There also seemed to be a consensus among the speakers on the establishment of the national and political rights of the Palestinian people. One of the attendees asked whether or not the right of Palestinians to Jerusalem should be argued as a religious right, speaker Maher Charif, a Palestinian historian, fervently stated that “Palestinian rights and liberation should always be argued on the basis of national rights” as to do other wise would be similar to arguing Palestinian rights with the same rationale as Zionists have used to argue their rights, to which the audience received with applause.
The conference concluded with a discussion led by Lebanese novelist and writer, Elias Khoury. Khoury stated the “1918 Balfour Declaration was the first Nakba in Palestinian history” and Palestinians have been experiencing it for 100 years and not 70 years since the 1948 Nakba.
To say the least, the conference was a truly compelling examination and exposure of historiographical understanding of the chronological events, documents, movements, and individuals that has led to the arbitrary disenfranchisement and land theft of the Palestinian people.
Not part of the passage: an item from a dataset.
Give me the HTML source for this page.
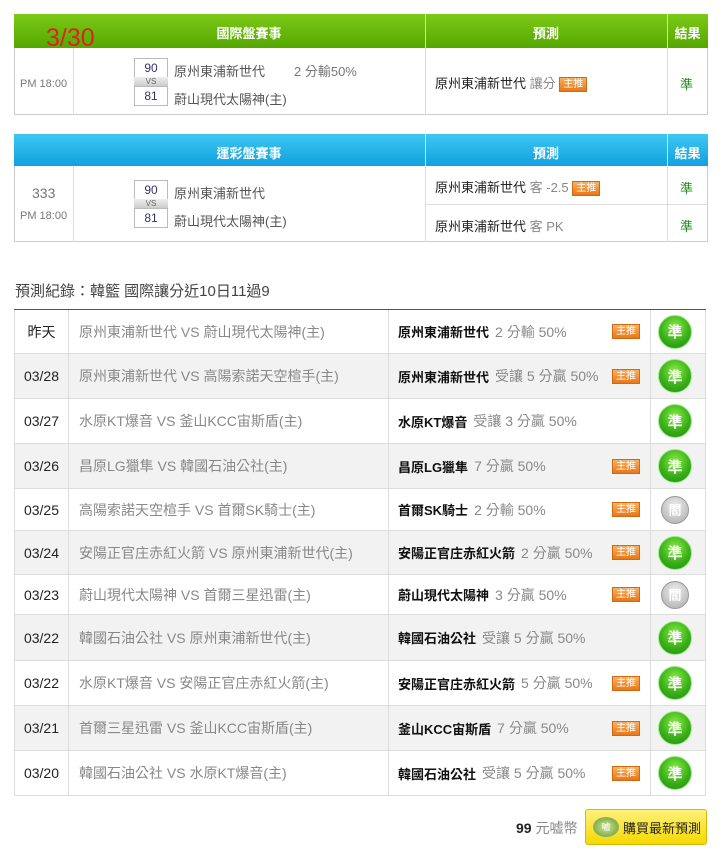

It also managed to provide a distinctively illuminating discussion around the subject of ‘what can be done next’.
Though all available tactics of resolving this conflict and the attainment of Palestinian liberation have been exhausted, an essential factor that is often forgotten is that there is always an alternative strategy and route. With the official exposure of the US as a pro-Zionist power, and the eventual exposure of Israel as a Zionist apartheid state, there could not be a more appropriate moment for the Palestinian Liberation Organization (PLO) to take an initiative to finally attain justice for the Palestinian people.
The question that was left on the table is should the Palestinians opt for a temporary one-state solution with equal national, political, and civil rights? With Trump’s recent declaration and the already sizeable portion of territory that has been annexed since 1948 rendering the two-state solution nearly impossible, this is a question to consider today.